When you have been seeing someone for an extended amount of time, and you finally get the courage to ask their parents permission to marry, what do you do if they decide to reject your right to marry because of your physical or mental disability?
Some have tried to reduce the concept of love to nothing more than neurochemical reactions in the brain, that it is just an addiction to an endorphin rush. But it goes so much further then that, especially for those with something that makes them "different" than everyone else, like a physical or mental disability. It's an end to a search for acceptance, a relief from the "puzzled" stares.
If I could place anything as my number one goal in life as a kid, it would have been "to find a girlfriend." This is all I seemed to care about, because I had such an awareness of how "different" I was becoming everyday. For some reason I lifted the love of a girl higher than that of the love of family because in some way it was less obligatory, becoming in some sense "more real." If I could just find someone who accepted me "for me", then somehow I could finally enjoy who I was. This meant that I fell for girls, fast and often, which led to lots of rejection. The more I was rejected, the more and more I thought it was because of my disease. When I started receiving enzyme replacement therapy at 17 and my symptoms seemed to "improve", I got my first "break". Which was good at the time, but reinforced the idea that it was my disease that was preventing me from being loved. When I was forced into a wheelchair at age 22, I began to feel I was doomed to be forever alone.
I had become convinced of a social mindset that life with a disability is not really a "life" at all, it was an end to all things. I had forgotten the body's ability to adapt and thrive through such external limiting forces is a miracle in and of itself. I had let myself believe that no one could love anyone with a disability, because nature hates the weak, and society does everything it can to avoid those that bring them down. I have been extremely blessed to find someone that has broken me out of my mindset and my shell, and for the sake of privacy we shall call her Sophie.

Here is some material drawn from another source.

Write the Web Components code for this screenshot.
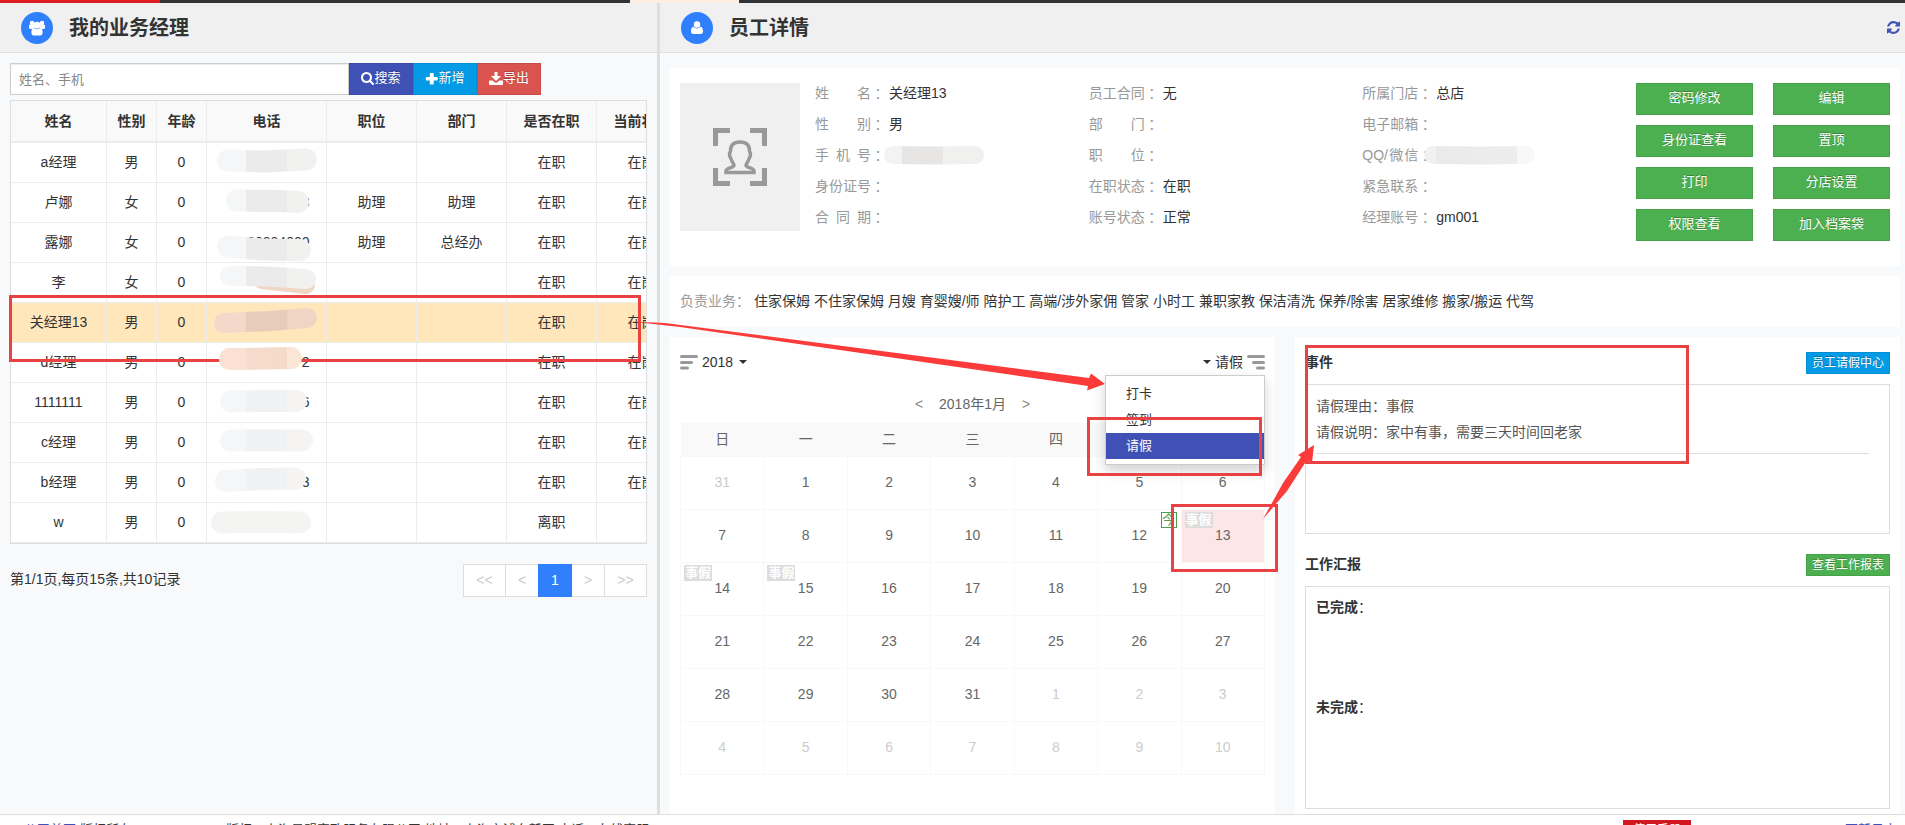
<!DOCTYPE html>
<html lang="zh-CN">
<head>
<meta charset="utf-8">
<title>员工详情</title>
<style>
  html, body { margin: 0; height: 100%; }
  body {
    font: 14px/21px "Liberation Sans", "Noto Sans CJK SC", sans-serif;
    color: #333;
    background: #f7f9fb;
    overflow: hidden;
  }
</style>
</head>
<body>
<app-shell>
  <manager-panel slot="left"></manager-panel>
  <employee-panel slot="right"></employee-panel>
</app-shell>

<script>
/* .mid sets full-width punctuation in the middle of its square */
const base = `
  *, *::before, *::after { box-sizing: border-box; }
  button, input, select { font: inherit; color: inherit; margin: 0; border-radius: 0; }
  button { cursor: pointer; padding: 0; border: 0; background: none; }
  svg { display: block; flex: none; }
  a { text-decoration: none; color: inherit; }
  .mid { font-family: "Noto Sans CJK TC", sans-serif; font-weight: normal; font-style: normal; line-height: 1; }
`;

function define(name, html, setup) {
  const template = document.createElement('template');
  template.innerHTML = html;
  customElements.define(name, class extends HTMLElement {
    constructor() {
      super();
      const root = this.attachShadow({ mode: 'open' });
      const style = document.createElement('style');
      style.textContent = base;
      root.append(style, template.content.cloneNode(true));
    }
    connectedCallback() {
      if (setup) setup(this.shadowRoot, this);
    }
  });
}

/* Panel title bar */
define('panel-header', `
  <style>
    :host { display: flex; align-items: center; height: 50px; padding: 0 5px 0 21px; gap: 16px; background: #f0f0f0; border-bottom: 1px solid #e0e0e0; }
    .disc { display: grid; place-items: center; width: 32px; height: 32px; border-radius: 50%; background: #3080fe; color: #fff; }
    h1 { margin: 0; font-size: 20px; line-height: 30px; font-weight: bold; flex: 1; }
  </style>
  <span class="disc"><slot name="icon"></slot></span>
  <h1><slot></slot></h1>
  <slot name="action"></slot>
`);

/* Solid coloured button */
define('color-button', `
  <style>
    :host { display: block; --tone: #4caf50; }
    :host([tone="indigo"]) { --tone: #3f51b5; }
    :host([tone="blue"]) { --tone: #039be5; }
    :host([tone="red"]) { --tone: #d9534f; }
    button { display: flex; align-items: center; justify-content: center; width: 100%; height: 32px; font-size: 13px; line-height: 20px; padding-bottom: 2px; color: #fff; background: var(--tone); border: 1px solid rgba(0,0,0,.08); white-space: nowrap; text-shadow: 0 -1px 0 rgba(0,0,0,.25); }
    :host([small]) button { height: 22px; padding: 0 5px; font-size: 12px; }
  </style>
  <button type="button"><slot name="icon"></slot><slot></slot></button>
`);

/* Staff table */
define('manager-table', `
  <style>
    :host { display: block; overflow: hidden; border: 1px solid #ddd; background: #fff; }
    table { width: 676px; table-layout: fixed; border-spacing: 0; border-collapse: separate; }
    th, td { padding: 0; text-align: center; border-right: 1px solid #ececec; border-bottom: 1px solid #ececec; white-space: nowrap; }
    th { height: 42px; background: #f9f9f9; border-bottom-width: 2px; }
    td { height: 40px; }
    tr.active td { background: #ffe6bb; }
    .tail { display: inline-block; width: 86px; text-align: right; vertical-align: top; }
  </style>
  <table>
    <colgroup><col width="96"><col width="50"><col width="50"><col width="120"><col width="90"><col width="90"><col width="90"><col width="90"></colgroup>
    <thead><tr><th>姓名</th><th>性别</th><th>年龄</th><th>电话</th><th>职位</th><th>部门</th><th>是否在职</th><th>当前状态</th></tr></thead>
    <tbody></tbody>
  </table>
`, root => {
  const rows = [
    ['a经理', '男', '', '', '', '在职', '在岗'],
    ['卢娜', '女', '3', '助理', '助理', '在职', '在岗'],
    ['露娜', '女', '00004000', '助理', '总经办', '在职', '在岗'],
    ['李', '女', '', '', '', '在职', '在岗'],
    ['关经理13', '男', '138', '', '', '在职', '在岗'],
    ['d经理', '男', '2', '', '', '在职', '在岗'],
    ['1111111', '男', '6', '', '', '在职', '在岗'],
    ['c经理', '男', '', '', '', '在职', '在岗'],
    ['b经理', '男', '3', '', '', '在职', '在岗'],
    ['w', '男', '', '', '', '离职', '']
  ];
  root.querySelector('tbody').innerHTML = rows.map(([name, sex, tail, post, dept, employed, state]) =>
    `<tr${name === '关经理13' ? ' class="active"' : ''}><td>${name}</td><td>${sex}</td><td>0</td><td><span class="tail">${tail}</span></td><td>${post}</td><td>${dept}</td><td>${employed}</td><td>${state}</td></tr>`
  ).join('');
});

/* Pagination */
define('page-nav', `
  <style>
    :host { display: flex; justify-content: space-between; align-items: center; }
    p { margin: 0; padding-bottom: 2px; }
    nav { display: flex; border: 1px solid #ddd; background: #fff; }
    button { width: 33px; height: 31px; color: #ccc; border-right: 1px solid #ddd; }
    button.wide { width: 42px; }
    button:last-child { border-right: 0; width: 41px; }
    button.on { width: 34px; height: 33px; margin: -1px 0 -1px -1px; background: #3080fe; color: #fff; border: 0; }
  </style>
  <p>第1/1页,每页15条,共10记录</p>
  <nav aria-label="分页">
    <button type="button" class="wide">&lt;&lt;</button><button type="button">&lt;</button><button type="button" class="on">1</button><button type="button">&gt;</button><button type="button" class="wide">&gt;&gt;</button>
  </nav>
`);

define('manager-panel', `
  <style>
    :host { display: block; height: 100%; border-right: 3px solid #dcdfde; }
    .body { padding: 10px; }
    form { display: flex; margin-bottom: 5px; }
    input { width: 339px; height: 32px; padding: 0 8px; font-size: 13px; border: 1px solid #ccc; background: #fff; box-shadow: inset 0 1px 1px rgba(0,0,0,.08); }
    input::placeholder { color: #888; opacity: 1; }
    color-button { width: 64px; }
    page-nav { margin-top: 20px; }
  </style>
  <panel-header>
    <svg slot="icon" width="16" height="16" viewBox="0 0 16 16" fill="currentColor"><circle cx="3" cy="3" r="2.2"/><circle cx="13" cy="3" r="2.2"/><path d="M0 6q0-1.500 1-1.500h4L5 8.500Q3.500 8.500 2.500 9H1.500Q0 9 0 7.500zM16 6q0-1.500-1-1.500h-4L11 8.500q1.500 0 2.500.5h1Q16 9 16 7.500z"/><circle cx="8" cy="5.200" r="3.400"/><path d="M5 8Q6.500 9.200 8 9.200t3-1.200c2.200.2 2.600 2.600 2.600 4.600 0 1.800-1 2.900-2.300 2.900H4.700C3.400 15.500 2.400 14.400 2.400 12.600c0-2 .4-4.400 2.600-4.600z"/></svg>
    我的业务经理
  </panel-header>
  <div class="body">
    <form>
      <input type="text" placeholder="姓名、手机" aria-label="姓名、手机">
      <color-button tone="indigo"><svg slot="icon" width="13" height="13" viewBox="0 0 1664 1664" fill="#fff"><path d="M1152 704q0-185-131.500-316.500T704 256 387.500 387.500 256 704t131.500 316.500T704 1152t316.500-131.500T1152 704zm512 832q0 52-38 90t-90 38q-54 0-90-38l-343-342q-179 124-399 124-143 0-273.500-55.500t-225-150-150-225T0 704t55.500-273.500 150-225 225-150T704 0t273.500 55.500 225 150 150 225T1408 704q0 220-124 399l343 343q37 37 37 90z"/></svg>搜索</color-button>
      <color-button tone="blue"><svg slot="icon" width="13" height="13" viewBox="0 0 13 13" fill="#fff"><path d="M5.500 1h2.500q.7 0 .7.700V5H12q.7 0 .7.700v2.100q0 .7-.7.700H8.700v3.300q0 .7-.7.700H5.500q-.7 0-.7-.7V8.500H1.500Q.8 8.500.8 7.800V5.700Q.8 5 1.500 5h3.300V1.700q0-.7.700-.7z"/></svg>新增</color-button>
      <color-button tone="red"><svg slot="icon" width="14" height="13" viewBox="0 0 14 13" fill="#fff"><path d="M5.500 0h3v4H12L7 9 2 4h3.500zM0 9.200Q0 8.500.7 8.500h3L5.500 10.200Q7 11.500 8.500 10.200L10.300 8.500h3q.7 0 .7.700v3q0 .8-.7.800H.7Q0 13 0 12.200z"/></svg>导出</color-button>
    </form>
    <manager-table></manager-table>
    <page-nav></page-nav>
  </div>
`);

/* Employee summary card */
define('employee-info', `
  <style>
    :host { display: flex; padding: 15px 10px 25px; background: #fff; }
    .photo { display: grid; place-items: center; flex: none; width: 120px; height: 148px; background: #f0f0f0; }
    .facts { flex: 1; display: grid; grid-template-columns: repeat(3, 1fr); }
    dl { margin: 0; padding-left: 15px; display: grid; grid-template-columns: 56px 18px 1fr; grid-auto-rows: 21px; row-gap: 10px; }
    dt, dd { margin: 0; white-space: nowrap; }
    dt { color: #999; text-align: justify; text-align-last: justify; }
    .mid { color: #999; line-height: 21px; }
    .actions { display: grid; grid-template-columns: 117px 117px; gap: 10px 20px; align-content: start; margin-left: 15px; }
  </style>
  <div class="photo">
    <svg width="54" height="58" viewBox="0 0 54 58" fill="none" stroke="#999"><path stroke-width="5" d="M2.500 18V2.500H17M37 2.500h14.500V18M51.500 40v15.500H37M17 55.500H2.500V40"/><path stroke-width="3.500" d="M27 14c-7 0-9.500 4-9.500 9 0 1-1.500 2-1 4 .5 3 1.500 3 2 5 1 3 2.500 4 2.500 5.500 0 2-8 2.500-8 5.500v1.500h28V43c0-3-8-3.500-8-5.500 0-1.500 1.500-2.500 2.500-5.500.5-2 1.500-2 2-5 .5-2-1-3-1-4 0-5-2.500-9-9.500-9z"/></svg>
  </div>
  <div class="facts">
    <dl><dt>姓 名</dt><i class="mid">：</i><dd>关经理13</dd><dt>性 别</dt><i class="mid">：</i><dd>男</dd><dt>手 机 号</dt><i class="mid">：</i><dd></dd><dt>身份证号</dt><i class="mid">：</i><dd></dd><dt>合 同 期</dt><i class="mid">：</i><dd></dd></dl>
    <dl><dt>员工合同</dt><i class="mid">：</i><dd>无</dd><dt>部 门</dt><i class="mid">：</i><dd></dd><dt>职 位</dt><i class="mid">：</i><dd></dd><dt>在职状态</dt><i class="mid">：</i><dd>在职</dd><dt>账号状态</dt><i class="mid">：</i><dd>正常</dd></dl>
    <dl><dt>所属门店</dt><i class="mid">：</i><dd>总店</dd><dt>电子邮箱</dt><i class="mid">：</i><dd></dd><dt>QQ/微信</dt><i class="mid">：</i><dd></dd><dt>紧急联系</dt><i class="mid">：</i><dd></dd><dt>经理账号</dt><i class="mid">：</i><dd>gm001</dd></dl>
  </div>
  <div class="actions">
    <color-button>密码修改</color-button><color-button>编辑</color-button>
    <color-button>身份证查看</color-button><color-button>置顶</color-button>
    <color-button>打印</color-button><color-button>分店设置</color-button>
    <color-button>权限查看</color-button><color-button>加入档案袋</color-button>
  </div>
`);

define('business-list', `
  <style>
    :host { display: flex; padding: 15px 10px; background: #fff; }
    b { width: 74px; font-weight: normal; color: #999; }
  </style>
  <b>负责业务<span class="mid">：</span></b><span><slot></slot></span>
`);

/* Attendance calendar */
define('leave-calendar', `
  <style>
    :host { display: block; padding: 15px 10px 0; background: #fff; }
    .bar { position: relative; display: flex; justify-content: space-between; height: 20px; }
    .pick { display: flex; align-items: center; gap: 4px; line-height: 20px; }
    select { appearance: none; border: 0; background: none; padding: 0; width: 33px; outline: 0; }
    .menu { position: absolute; z-index: 1; right: 0; top: 23px; width: 160px; margin: 0; padding: 5px 0; list-style: none; background: #fff; border: 1px solid #ccc; box-shadow: 0 6px 12px rgba(0,0,0,.18); }
    .menu button { display: block; width: 100%; padding: 0 20px; text-align: left; font-size: 13px; line-height: 26px; }
    .menu .on { background: #3f51b5; color: #fff; }
    .month { display: flex; justify-content: center; gap: 15px; margin: 22px 0 8px; color: #666; }
    .month button { color: #888; width: 10px; }
    table { width: 100%; table-layout: fixed; border-collapse: collapse; color: #666; }
    th { height: 33px; padding: 0; background: #f9f9f9; font-weight: normal; }
    td { position: relative; height: 53px; padding: 0; text-align: center; border: 1px solid #f8f8f8; }
    td.out { color: #ccc; }
    td.sel { background: #ffe6e6; }
    .tag { position: absolute; left: 3px; top: 2px; width: 28px; height: 16px; background: #ddd; color: #fff; font-size: 13px; line-height: 16px; font-weight: bold; }
    .now { position: absolute; right: 4px; top: 2px; width: 16px; height: 16px; border: 1px solid #4c9e50; color: #4c9e50; font-size: 13px; line-height: 14px; }
  </style>
  <div class="bar">
    <label class="pick">
      <svg width="18" height="15" viewBox="0 0 18 15" stroke="#999" stroke-width="3" stroke-linecap="round"><path d="M1.500 1.500h15M1.500 7.500h10M1.500 13h6"/></svg>
      <select aria-label="年份"><option>2018</option></select>
      <svg width="8" height="4" viewBox="0 0 8 4" fill="#333"><path d="M0 0h8L4 4z"/></svg>
    </label>
    <button type="button" class="pick" aria-haspopup="true" aria-expanded="true">
      <svg width="8" height="4" viewBox="0 0 8 4" fill="#333"><path d="M0 0h8L4 4z"/></svg>
      请假
      <svg width="18" height="15" viewBox="0 0 18 15" stroke="#999" stroke-width="3" stroke-linecap="round"><path d="M1.500 1.500h15M6.500 7.500h10M10.500 13h6"/></svg>
    </button>
    <ul class="menu">
      <li><button type="button">打卡</button></li>
      <li><button type="button">签到</button></li>
      <li><button type="button" class="on">请假</button></li>
    </ul>
  </div>
  <div class="month"><button type="button">&lt;</button><span>2018年1月</span><button type="button">&gt;</button></div>
  <table>
    <thead><tr><th>日</th><th>一</th><th>二</th><th>三</th><th>四</th><th>五</th><th>六</th></tr></thead>
    <tbody></tbody>
  </table>
`, root => {
  const leave = new Set([13, 14, 15]);
  let html = '';
  for (let i = 0; i < 42; i++) {
    const day = i === 0 ? 31 : i > 31 ? i - 31 : i;
    const out = i === 0 || i > 31;
    const cls = out ? ' class="out"' : i === 13 ? ' class="sel"' : '';
    const tag = leave.has(i) ? '<span class="tag">事假</span>' : i === 12 ? '<span class="now">今</span>' : '';
    html += (i % 7 ? '' : '<tr>') + `<td${cls}>${tag}${day}</td>` + (i % 7 === 6 ? '</tr>' : '');
  }
  root.querySelector('tbody').innerHTML = html;
});

/* Titled box with a button at its right */
define('titled-box', `
  <style>
    :host { display: flex; flex-direction: column; }
    header { display: flex; align-items: center; justify-content: space-between; height: 22px; margin-bottom: 10px; }
    h2 { margin: 0; font-size: 14px; line-height: 21px; padding-bottom: 2px; }
    .box { flex: 1; padding: 8px 10px; border: 1px solid #ddd; }
  </style>
  <header><h2><slot name="title"></slot></h2><slot name="action"></slot></header>
  <div class="box"><slot></slot></div>
`);

define('work-panel', `
  <style>
    :host { display: flex; flex-direction: column; gap: 20px; padding: 15px 10px 5px; background: #fff; }
    .events { height: 182px; }
    .report { flex: 1; }
    .event { margin-right: 10px; padding-bottom: 8px; border-bottom: 1px solid #ddd; color: #555; }
    p { margin: 0; line-height: 26px; }
    h3 { margin: 0; font-size: 14px; line-height: 24px; height: 100px; }
  </style>
  <titled-box class="events">
    <span slot="title">事件</span><color-button slot="action" small tone="blue">员工请假中心</color-button>
    <div class="event"><p>请假理由<span class="mid">：</span>事假</p><p>请假说明<span class="mid">：</span>家中有事<span class="mid">，</span>需要三天时间回老家</p></div>
  </titled-box>
  <titled-box class="report">
    <span slot="title">工作汇报</span><color-button slot="action" small>查看工作报表</color-button>
    <h3>已完成<span class="mid">：</span></h3>
    <h3>未完成<span class="mid">：</span></h3>
  </titled-box>
`);

define('employee-panel', `
  <style>
    :host { display: flex; flex-direction: column; height: 100%; }
    .refresh { color: #3f51b5; }
    .body { flex: 1; display: flex; flex-direction: column; gap: 10px; padding: 15px 5px 0 10px; }
    .columns { flex: 1; display: grid; grid-template-columns: 1fr 1fr; gap: 20px; }
  </style>
  <panel-header>
    <svg slot="icon" width="12" height="13" viewBox="0 0 12 13" fill="currentColor"><circle cx="6" cy="3.500" r="3.200"/><path d="M2.500 5.800Q4 7.500 6 7.500t3.500-1.700C11.600 6.200 12 8.500 12 10.500 12 12 11 13 9.800 13H2.200C1 13 0 12 0 10.500c0-2 .4-4.300 2.500-4.700z"/></svg>
    员工详情
    <button slot="action" class="refresh" type="button" aria-label="刷新"><svg width="13" height="13" viewBox="128 128 1536 1536" fill="currentColor"><path d="M1639 1056q0 5-1 7-64 268-268 434.500T892 1664q-146 0-282.500-55T366 1452l-129 129q-19 19-45 19t-45-19-19-45v-448q0-26 19-45t45-19h448q26 0 45 19t19 45-19 45l-137 137q71 66 161 102t187 36q134 0 250-65t186-179q11-17 53-117 8-23 30-23h192q13 0 22.500 9.500t9.500 22.500zm25-800v448q0 26-19 45t-45 19h-448q-26 0-45-19t-19-45 19-45l138-138Q1097 384 896 384q-134 0-250 65T460 628q-11 17-53 117-8 23-30 23H178q-13 0-22.500-9.500T146 736v-7q65-268 270-434.500T896 128q146 0 284 55.500T1425 340l130-129q19-19 45-19t45 19 19 45z"/></svg></button>
  </panel-header>
  <div class="body">
    <employee-info></employee-info>
    <business-list>住家保姆 不住家保姆 月嫂 育婴嫂/师 陪护工 高端/涉外家佣 管家 小时工 兼职家教 保洁清洗 保养/除害 居家维修 搬家/搬运 代驾</business-list>
    <div class="columns"><leave-calendar></leave-calendar><work-panel></work-panel></div>
  </div>
`);

define('app-footer', `
  <style>
    :host { display: flex; height: 11px; padding: 5px 8px 0 24px; border-top: 1px solid #ddd; background: #fff; font-size: 13px; line-height: 20px; white-space: nowrap; }
    a { color: #3f51b5; }
    .copy { margin: 0 94px 0 4px; }
    .note { flex: 1; }
    .guide { height: 22px; padding: 0 10px; margin-right: 154px; background: #d2181e; color: #fff; font-size: 12px; }
  </style>
  <a href="#">公司首页</a><span class="copy">版权所有</span>
  <span class="note">版权：上海易盟家政服务有限公司 地址：上海市浦东新区 电话：在线客服</span>
  <a class="guide" href="#">使用手册</a>
  <a href="#">更新日志</a>
`);

/* Hand-drawn marks: masks over phone numbers, red frames and arrows */
define('markup-layer', `
  <style>
    :host { position: absolute; z-index: 2; inset: 0; pointer-events: none; }
    svg { width: 100%; height: 100%; overflow: visible; }
  </style>
  <svg aria-hidden="true">
    <defs>
      <linearGradient id="grey" gradientUnits="userSpaceOnUse" x1="206" x2="326" y1="0" y2="0"><stop offset=".333" stop-color="#f4f6f7"/><stop offset=".333" stop-color="#ebebeb"/><stop offset=".675" stop-color="#ebebeb"/><stop offset=".675" stop-color="#f1f1f0"/></linearGradient>
      <linearGradient id="pale" gradientUnits="userSpaceOnUse" x1="206" x2="326" y1="0" y2="0"><stop offset=".333" stop-color="#f5f6f7"/><stop offset=".333" stop-color="#f0f1f2"/><stop offset=".675" stop-color="#f0f1f2"/><stop offset=".675" stop-color="#f5f4f3"/></linearGradient>
      <linearGradient id="rose" gradientUnits="userSpaceOnUse" x1="206" x2="326" y1="0" y2="0"><stop offset=".333" stop-color="#f4d9ca"/><stop offset=".333" stop-color="#e7ccbb"/><stop offset=".675" stop-color="#e7ccbb"/><stop offset=".675" stop-color="#f0d5c4"/></linearGradient>
      <linearGradient id="peach" gradientUnits="userSpaceOnUse" x1="206" x2="326" y1="0" y2="0"><stop offset=".333" stop-color="#fae1d1"/><stop offset=".333" stop-color="#f6dccc"/><stop offset=".675" stop-color="#f3dac9"/><stop offset=".675" stop-color="#fbe5d6"/></linearGradient>
      <linearGradient id="info" gradientUnits="userSpaceOnUse" x1="884" x2="984" y1="0" y2="0"><stop offset=".18" stop-color="#f2f3f3"/><stop offset=".18" stop-color="#e7e6e5"/><stop offset=".59" stop-color="#e7e6e5"/><stop offset=".59" stop-color="#f0f0ef"/></linearGradient>
      <linearGradient id="qq" gradientUnits="userSpaceOnUse" x1="1424" x2="1535" y1="0" y2="0"><stop offset=".11" stop-color="#f1f1f1"/><stop offset=".11" stop-color="#eaeaea"/><stop offset=".84" stop-color="#ededed"/><stop offset=".84" stop-color="#f8f8f8"/></linearGradient>
    </defs>
    <g fill="none" stroke="#e84342" stroke-width="3">
      <path d="M10.500 296.500h629v64h-629z"/>
      <path d="M1088.500 418.500h172v56h-172z"/>
      <path d="M1172.500 505.500h104v65h-104z"/>
      <path d="M1306.500 346.500h381v116h-381z"/>
    </g>
    <g fill="#fb3b3a">
      <path d="M631 321.500 665 323 1089 378 1091 373.500 1105 384 1087 390.500 1088 386 840 350 680 327z"/>
      <path d="M1263 519 1283 483 1301 457 1298 455 1314 445 1312 463 1307 460 1287 491z"/>
    </g>
    <g fill="none" stroke-linecap="round" stroke-linejoin="round" stroke-width="22">
      <path stroke="url(#grey)" d="M228 160.500 265 161.500 306 159.500"/>
      <path stroke="url(#grey)" d="M237 200.500 280 201 298 202"/>
      <path stroke="url(#grey)" d="M228 246.500 262 249.500 300 250"/>
      <path stroke="#f0d6c4" stroke-width="18" d="M262 280 306 285"/>
      <path stroke="url(#grey)" stroke-width="20" d="M230 276 268 276.500 306 279"/>
      <path stroke="url(#rose)" stroke-width="20" d="M224 323 270 321 307 318"/>
      <path stroke="url(#peach)" d="M230 359 265 358.500 291 358"/>
      <path stroke="url(#pale)" d="M231 401.500 265 401 296 401"/>
      <path stroke="url(#pale)" d="M231 440.500h71"/>
      <path stroke="url(#pale)" d="M226 481 262 479 295 478.500"/>
      <path stroke="#f4f4f3" d="M222 522.500 260 522 300 522.500"/>
      <path stroke="url(#info)" stroke-width="18" d="M893 155 935 155.500 975 155"/>
      <path stroke="url(#qq)" stroke-width="18" d="M1433 155 1480 155.500 1526 155"/>
    </g>
  </svg>
`);

define('app-shell', `
  <style>
    :host { display: grid; position: relative; grid-template-rows: 3px 1fr auto; height: 100vh; overflow: hidden; }
    .strip { background: linear-gradient(90deg, #dc1c20 160px, #333 160px 630px, #fdeee3 630px 739px, #333 739px); }
    main { display: grid; grid-template-columns: 660px minmax(0, 1fr); min-height: 0; }
  </style>
  <div class="strip"></div>
  <main><slot name="left"></slot><slot name="right"></slot></main>
  <app-footer></app-footer>
  <markup-layer></markup-layer>
`);
</script>
</body>
</html>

Being in a stable and loving relationship, and the feeling of true acceptance drove those years of loneliness and rejection out of my mind. Even with the added complications the disease has brought on within this last year, we remain strong. The depth of our feelings for each other became even more apparent to us one day, as well as her family. As far as her parents were aware, we were just very good friends, until the day I was checked into the ICU in June of 2014 and was told I may not have very long. After visiting me on one of my first few days there, Sophie went home and burst into tears the moment she walked in through the door. Nothing else was mentioned until the next day when the parents asked why she would cry so intensely for "just a friend". Informing them of our deep bond was met with mixed responses, a loving hug from her father but silence from her mother.
I would find out that arguments would break out over the course of the next few weeks between the three of them over the "logic" of being in a relationship with me. While the father was not against the idea, he was still undecided. Whereas the mother however was very much against it all together. "How is he going to take care of you? Why would you throw the rest of your life away for just a few years of 'pleasure' with him? What if you have kids, who's going to help you take care of them, and if he dies, who's going to want to be with a widowed mother? I did not work this hard for my daughter to just throw her life away, I'm going to do everything I can to make sure this never happens!" (I've also been told that the mother displayed true anxiety and "physical complications" around this time, over the idea of the relationship.) For so many years I had been so preoccupied with finding a girl that would accept me, that it completely blindsided me to hear such vehement rejection from the parents. After all, I'd always received such empathy and acceptance from other parental figures all my life. Hearing about every question the mother continued to barrage Sophie with only brought back all of my fears and questions about my role as a man. When looking at it pragmatically, it's true, why would anyone ever want to marry a disabled man who brings them no physical or monetary value whatsoever? But is that all marriage is, what brings US value?
What made this even more confusing was knowing that both of our families shared a common ideology, and that there was a screaming contradiction in everything that was being asked. If we teach our children that the right thing to do in life is not pursue things that only encourage selfishness and arrogance, and that true love is not selfish; giving up everything you want for that of the other person. Then isn't it sheer hypocrisy to them berate your child for doing exactly that? Though the same hypocrisy could be leveraged at me, aren't I being just as selfishly hypocritical by asking Sophie to live the rest of her life taking care of me until I die, whenever that may be? How could I let my kids grow up without a father, and feel right about making her a single mother? If to bring about my happiness it means throwing her hopes and dreams out the window, aren't I being just a selfish, even if this is what she wants?
We both have the desire to marry. However, Sophie does not believe in marrying without parental blessing, and I don't want to cause her to be cut off from her family and friends if we eloped. Living together and physical intimacy outside of the marriage is a nonstarter for the both of us. In this situation I feel as if I have no power, no say, and there is nothing I can do but wait. I understand what the mother is saying, but my only response is to quote Fiddler on the Roof, "Even a poor tailor is entitled to happiness!"